Its free trade business continues to flourish. The only blot is a feeble pounds 852,000 profit from its wholesale and retail wine business. Its 62 shops have seen profits halve from pounds 1.5m in 1990. Perhaps scope for some trimming?

NEXT'S share price has hit new highs in the past few months. The winter trading statement it issued last week only confirmed the remarkable comeback since its near meltdown of 1990. Sales in Next Retail were ahead 13 per cent on the previous year, while selling space was only up 4.5 per cent. Sales in its Next Directory were up 17 per cent. Its shares now command a premium rating of 16.5 times forecast 1996 earnings. The question for investors is: can management keep up the momentum?

It is rare for any retailer, especially in the more cyclical clothing end of the market, to defy the normal swings of fortune most of them experience. Next is now entering its fifth year of uninterrupted growth.

The City however is starting to make cautionary noises. With the shares at 434p and on a 30 per cent premium to the market, it is difficult to see how the group can continue this sort of growth indefinitely. Analyst Tony Shiret at stockbroker BZW shares this opinion and reckons the risks now outweigh the reward. Avoid.

NEXT, as one analyst describes it, may be a mini Marks and Spencer, at least as far as the strength of its brand goes. But Budgens is down in the bargain basement sector of the market. Ahead of its interim figures on Wednesday, there seems little to be excited about.

A competitive high-street environment, with Budgens' upmarket brethren all forced into discounting to retain customers, has seen life get that much tougher lower down the ladder. National Lottery ticket sales will have helped, as will have Sunday trading.
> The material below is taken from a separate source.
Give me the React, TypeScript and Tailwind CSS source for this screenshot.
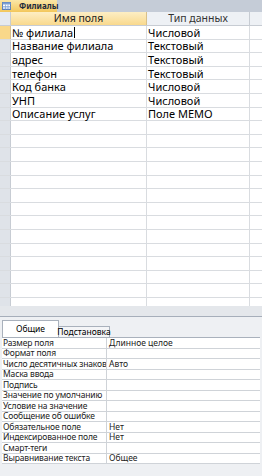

But gross margins are likely to be stagnant, held back by the conversion of six lower margin Penny Market stores to the Budgens format. There is also uncertainty as to what exactly the sourcing tie-in with German retailer REWE brings. NatWest Securities expects interim profits to reach pounds 4.3m (pounds 2.8m) this year, on sales of pounds 153m (pounds 150.2m). At 34p, the shares are on a market rating, which can hardly be justified, especially with the absence of bid speculation.